Frequently Asked Questions

Can I lose My Short Term Health Plan?

Can I lose My Short Term Health Plan?
Until the federal rules change, consumers can only have a short term health insurance plan for 90 days and in a few states it’s even less, but there are a number of events that could cut that coverage down even further.

Short term health insurance provides security during a gap in traditional medical coverage. It serves as a safety net to protect you from the threat of enormous medical bills. Unfortunately, if you lose your temporary coverage, the bottom can drop out of that safety net in an instant.

Don’t get caught in that situation. Before you sign up for a short term insurance plan, educate yourself on the ins and outs of losing temporary health coverage. Armed with knowledge, you can make good choices that reduce the likelihood of having your policy terminated.

Losing a Short Term Health Plan

A temporary health plan can have a duration of up to 90 days, but you’re not guaranteed to retain coverage for that whole time. At any point during the policy’s term, your enrollment could be canceled for one of the following reasons:

  • Failure to pay the initial premium: Your coverage might start the day after you apply for the policy. However, your approval will be contingent on the insurer receiving your first payment within a specified amount of time, such as a 15-day window, for example. If the funds are not received, the company will cancel your policy, and the termination will be retroactive to the first day. That means that any claims you may have made (or that are pending) would be uncovered, leaving you with the full bill.
  • Missed payments: For some short term policies, you may pay the entire cost upfront. Others will require that you send in monthly premium payments. If you miss one, the insurer can cancel your plan.
  • Falsified medical history: Lying on your application for a temporary health plan is extremely risky. Not only is it considered fraud, but it can also cause you to lose your insurance coverage. If the insurer suspects that you’ve been dishonest about pre-existing conditions, it can request your medical records. Online databases provide another source of medical background information for insurance companies to consult. If the research turns up evidence that you supplied false information, the company will rescind your coverage. You may also be required to repay any claims that the insurer paid on your behalf during the term.
  • Other reasons at the insurer’s discretion: Unlike major medical plans that conform to Affordable Care Act regulations, short-term health plans can end at any time.

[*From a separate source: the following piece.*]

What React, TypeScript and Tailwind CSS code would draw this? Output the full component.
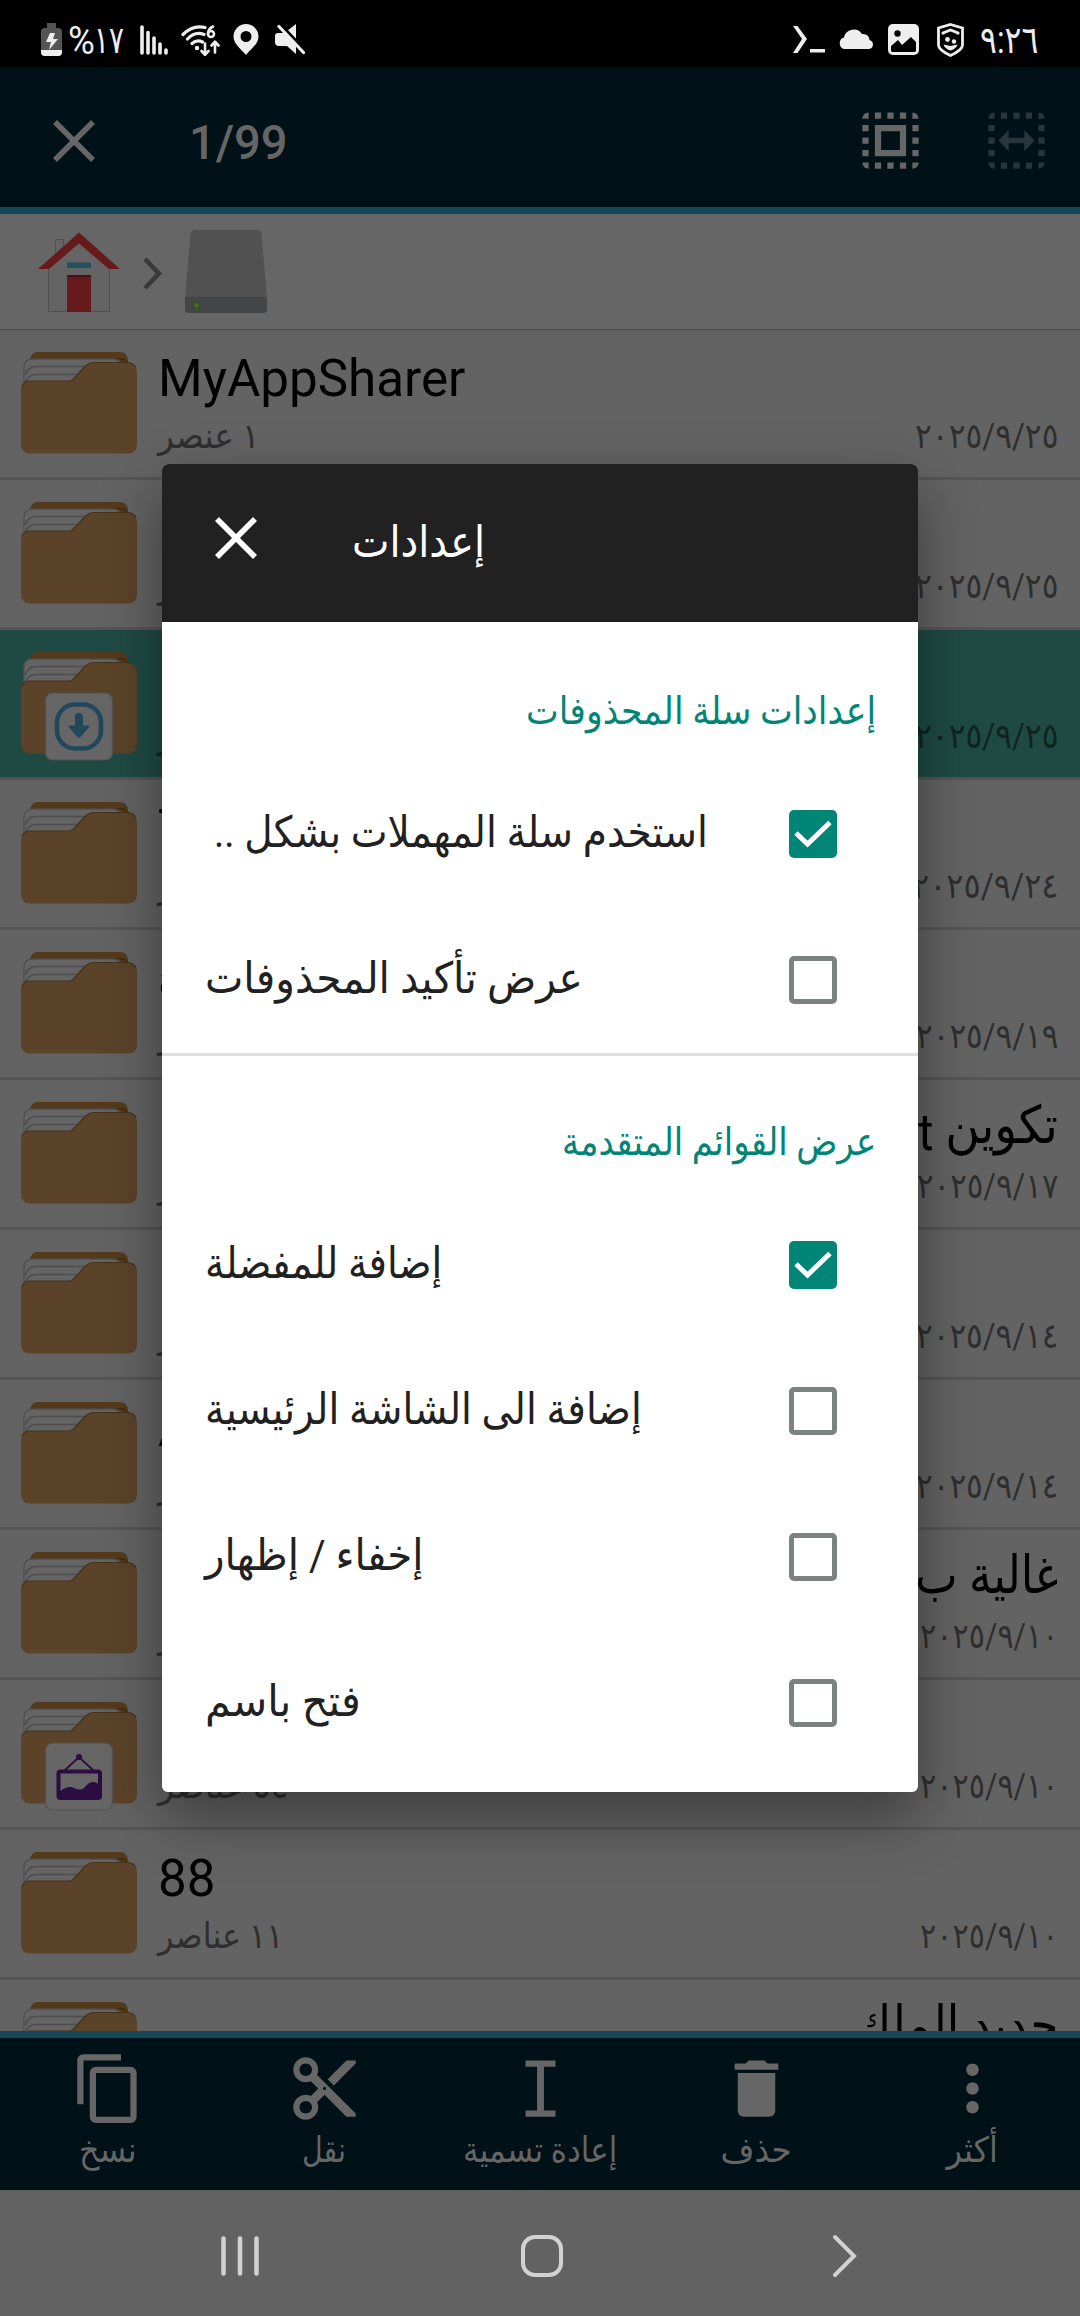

The fine print of your policy will probably specify that the insurer retains the right to terminate the plan at its discretion.

Finding New Coverage

There’s nothing saying that you can’t reapply for short term health insurance if you get dropped from your plan. Insurers ask a series of questions during the application process, but whether you recently lost temporary insurance isn’t usually one of them.

However, short term health plans can turn down your application for any reason. If you have failed to pay premiums to the company in the past, it may not be willing to approve you for coverage again. You could try another insurer, but there’s always a chance that both are owned by the same parent company.

Although regaining temporary health insurance is far from guaranteed, it doesn’t hurt to apply and see what happens. Short-term insurance isn’t subject to open enrollment periods, so you can attempt to get coverage at any time.

Losing Standard ACA Insurance

You have more protections when it comes to getting dropped from an Obamacare plan than you do with short term health insurance. ACA-compliant plans can’t deny you coverage because of your health history. Most important, major medical plans that meet minimum essential coverage requirements can’t reserve the right to cancel your policy at the company’s discretion.

Nevertheless, losing your Obamacare coverage for not paying your premiums is still a very real possibility. If you don’t pay your first premium of the year, your coverage won’t even begin. During the year, failure to pay your monthly fee can result in the plan’s termination. A grace period provides some leniency, but eventually, you will lose coverage unless you catch up on your payments. The termination will be retroactive to the date of your missed payment.

After losing major medical coverage due to non-payment, you can’t reapply until an open enrollment period. The standard open enrollment period begins in November of each year and runs for about six weeks. Unless you qualify for a special enrollment period due to a major life change, late fall is your only opportunity to purchase an individual health plan during the year. This is a distinct difference between ACA-compliant insurance and short term insurance, with which you may be able to get an insurer to approve you at any time.

Terminating Coverage Voluntarily

You aren’t typically locked into a short term health plan. The insurer has the right to cancel your plan, but so do you. A change in circumstances may prompt you to drop your temporary health insurance sooner than you’d originally planned. In that case, you usually have the right to notify your insurer that you want to cancel your plan early. You may be eligible to receive a prorated refund for the remaining days depending on how you set up payments.

One exception involves plans that you have held for fewer than 30 days. This is the minimum time frame for most temporary health insurance plans, so if you cancel on day 25, you won’t receive a refund for days 26 to 30. Some insurance companies do offer a 10-day trial period. If you cancel an unused policy within the trial period, the company may send you a full refund for your premiums.

Providing accurate information on your application and paying your premiums on time are the best ways to ensure that you can keep your short term health insurance policy for its full length or until you choose to cancel it. If you don’t keep your end of the bargain, the insurance company can withdraw your coverage at any time, leaving you susceptible to high medical bills.